FINNIAN CHESHIRE (New Zealand), also speaking on behalf of Canada and Australia, said the international community should be proud of the Former Yugoslavia Tribunal’s achievements including delivering justice to victims of some of the most horrific atrocities in recent history.  Among other things, it had also contributed to international criminal jurisprudence and international humanitarian law, he said, adding that both that entity and the Rwanda Tribunal “leave behind a rich legacy” of concerted effort to combat impunity.  Nevertheless, as the work of the Former Yugoslavia Tribunal came to an end, reports of ongoing and widespread denial and revisionism of its work were concerning.

Welcoming the Former Yugoslavia Tribunal’s progress in fulfilling its completion strategy and maximizing its effectiveness and efficiency, as well as the Mechanism’s efforts to explore the relocation of those acquitted, he called on the latter to develop a process for risk‑based assessment for relocation and encouraged it to continue to work with States to address that pending issue.  All States — especially those in the region — were required to work with the Tribunals, and Chapter VII of the United Nations Charter further obligated them to take any necessary measures under their domestic law to implement the resolutions establishing those bodies, including complying with requests for assistance or orders issued.  In that regard, he urged all States in the region to lend their full support to the Former Yugoslavia Tribunal in its final months of operation, and to the Mechanism once it assumed those functions.  He also encouraged greater cooperation between those two instruments to bring to justice the eight indicted individuals who remained at large.

ERIC CHABOUREAU, European Union delegation, expressed deep concern over the lack of cooperation from Serbia on arrest warrants issued by the Former Yugoslavia Tribunal.  Turning to that Tribunal’s two outstanding cases, he said that the absence of a verdict would be a failure on the part of the Tribunal as well as the international community.  He called on Serbia, as a country negotiating its accession to the European Union, to execute arrest warrants, immediately cooperate with the Tribunal, and implement its decisions and judgments.  On the Tribunal’s closure, he said that the smooth liquidation of its assets was essential and commended the gender parity within the Tribunal’s staff.  Moving forward, it would be vital to uphold rule of law and maintain peace in the region, both of which required improved capacity of national judicial systems.

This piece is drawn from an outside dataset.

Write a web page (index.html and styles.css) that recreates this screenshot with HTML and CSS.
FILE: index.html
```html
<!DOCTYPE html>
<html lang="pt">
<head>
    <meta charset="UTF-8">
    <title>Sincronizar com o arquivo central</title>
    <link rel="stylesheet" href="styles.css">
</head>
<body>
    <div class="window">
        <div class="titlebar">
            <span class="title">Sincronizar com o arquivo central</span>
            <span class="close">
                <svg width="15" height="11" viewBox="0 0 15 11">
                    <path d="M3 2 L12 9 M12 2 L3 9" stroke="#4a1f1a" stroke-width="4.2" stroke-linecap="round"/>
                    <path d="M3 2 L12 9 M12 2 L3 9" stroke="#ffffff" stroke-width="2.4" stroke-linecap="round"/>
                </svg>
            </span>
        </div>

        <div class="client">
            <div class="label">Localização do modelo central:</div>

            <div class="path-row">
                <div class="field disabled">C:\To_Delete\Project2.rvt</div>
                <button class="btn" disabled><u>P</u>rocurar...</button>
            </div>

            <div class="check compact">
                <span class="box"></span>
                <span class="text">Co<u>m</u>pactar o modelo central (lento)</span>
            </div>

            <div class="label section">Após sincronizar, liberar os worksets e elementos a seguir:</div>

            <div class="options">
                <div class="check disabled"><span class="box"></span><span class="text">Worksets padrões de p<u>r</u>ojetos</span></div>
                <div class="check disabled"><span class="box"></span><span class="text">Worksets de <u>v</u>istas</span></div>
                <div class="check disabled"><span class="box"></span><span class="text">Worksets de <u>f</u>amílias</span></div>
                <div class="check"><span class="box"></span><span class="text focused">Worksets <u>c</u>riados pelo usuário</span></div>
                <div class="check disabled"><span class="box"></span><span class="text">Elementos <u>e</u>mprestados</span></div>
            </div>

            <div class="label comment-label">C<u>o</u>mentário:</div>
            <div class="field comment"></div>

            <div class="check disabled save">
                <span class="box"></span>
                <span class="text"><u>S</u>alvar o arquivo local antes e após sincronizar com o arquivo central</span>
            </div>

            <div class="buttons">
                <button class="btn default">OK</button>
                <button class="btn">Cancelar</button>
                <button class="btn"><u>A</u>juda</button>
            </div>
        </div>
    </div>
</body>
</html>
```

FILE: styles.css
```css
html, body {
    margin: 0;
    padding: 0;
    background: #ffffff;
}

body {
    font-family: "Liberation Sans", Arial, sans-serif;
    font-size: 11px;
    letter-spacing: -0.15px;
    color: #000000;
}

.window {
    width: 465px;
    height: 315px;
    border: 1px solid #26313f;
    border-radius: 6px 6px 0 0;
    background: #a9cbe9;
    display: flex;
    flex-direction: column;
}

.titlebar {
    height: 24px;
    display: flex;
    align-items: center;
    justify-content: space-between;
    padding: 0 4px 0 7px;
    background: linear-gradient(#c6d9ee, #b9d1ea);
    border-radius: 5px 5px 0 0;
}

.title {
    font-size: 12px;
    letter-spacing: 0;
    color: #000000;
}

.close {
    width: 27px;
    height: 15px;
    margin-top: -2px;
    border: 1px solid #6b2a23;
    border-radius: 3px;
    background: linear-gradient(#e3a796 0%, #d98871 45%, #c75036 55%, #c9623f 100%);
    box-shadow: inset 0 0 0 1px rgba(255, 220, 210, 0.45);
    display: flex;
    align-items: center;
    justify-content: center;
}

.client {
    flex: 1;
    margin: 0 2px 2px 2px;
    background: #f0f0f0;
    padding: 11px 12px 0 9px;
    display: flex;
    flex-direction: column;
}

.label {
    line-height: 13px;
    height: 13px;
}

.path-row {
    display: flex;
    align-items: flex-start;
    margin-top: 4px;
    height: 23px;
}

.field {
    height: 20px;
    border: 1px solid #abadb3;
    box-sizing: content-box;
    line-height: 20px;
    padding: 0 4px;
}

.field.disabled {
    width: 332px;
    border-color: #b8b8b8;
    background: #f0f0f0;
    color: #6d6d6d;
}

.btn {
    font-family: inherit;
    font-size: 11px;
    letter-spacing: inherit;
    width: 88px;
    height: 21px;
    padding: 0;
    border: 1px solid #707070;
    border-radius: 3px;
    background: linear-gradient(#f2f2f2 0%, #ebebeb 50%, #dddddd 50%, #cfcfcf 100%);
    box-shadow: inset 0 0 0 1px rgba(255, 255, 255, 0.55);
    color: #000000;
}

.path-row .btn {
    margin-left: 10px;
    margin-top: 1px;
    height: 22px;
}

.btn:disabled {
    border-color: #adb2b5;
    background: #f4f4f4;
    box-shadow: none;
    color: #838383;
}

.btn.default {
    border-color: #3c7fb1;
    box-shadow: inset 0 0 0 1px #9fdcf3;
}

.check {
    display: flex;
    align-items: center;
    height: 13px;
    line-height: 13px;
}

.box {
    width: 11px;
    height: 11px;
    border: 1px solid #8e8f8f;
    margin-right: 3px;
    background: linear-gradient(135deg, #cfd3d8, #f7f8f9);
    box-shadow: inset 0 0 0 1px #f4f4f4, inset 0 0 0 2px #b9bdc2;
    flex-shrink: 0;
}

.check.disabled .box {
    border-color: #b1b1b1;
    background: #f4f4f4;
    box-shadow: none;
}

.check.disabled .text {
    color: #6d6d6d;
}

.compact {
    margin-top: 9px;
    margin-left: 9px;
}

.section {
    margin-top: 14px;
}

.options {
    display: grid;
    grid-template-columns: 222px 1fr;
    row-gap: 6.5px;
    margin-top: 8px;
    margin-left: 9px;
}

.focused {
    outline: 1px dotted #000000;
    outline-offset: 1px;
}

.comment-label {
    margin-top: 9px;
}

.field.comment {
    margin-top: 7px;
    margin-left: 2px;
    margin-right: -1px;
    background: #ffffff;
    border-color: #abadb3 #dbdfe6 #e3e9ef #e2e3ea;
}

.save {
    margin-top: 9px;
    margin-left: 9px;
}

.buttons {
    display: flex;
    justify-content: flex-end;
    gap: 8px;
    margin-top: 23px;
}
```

Despite progress noted by the Former Yugoslavia Tribunal’s Prosecutor on war crimes, genocide and crimes against humanity, there was a trend among some candidates to the European Union to deny such crimes, he said.  Defending war crimes and revisionism threatened the entire region.  Such trends must be fought.  “The Tribunal fully carried its functions as mandated to it by the Security Council,” he said, commending the Tribunal’s 7,000 staff members for their dedication.  Stressing the need to preserve the Tribunal’s legacy for the benefit of other international criminal courts as well as national tribunals, he welcomed the close cooperation between the Mechanism and the Tribunal and said both bodies must work closely to enable the Mechanism to take over the Tribunal’s work.  Prosecution by national jurisdiction of crimes committed in Rwanda was crucial, he added.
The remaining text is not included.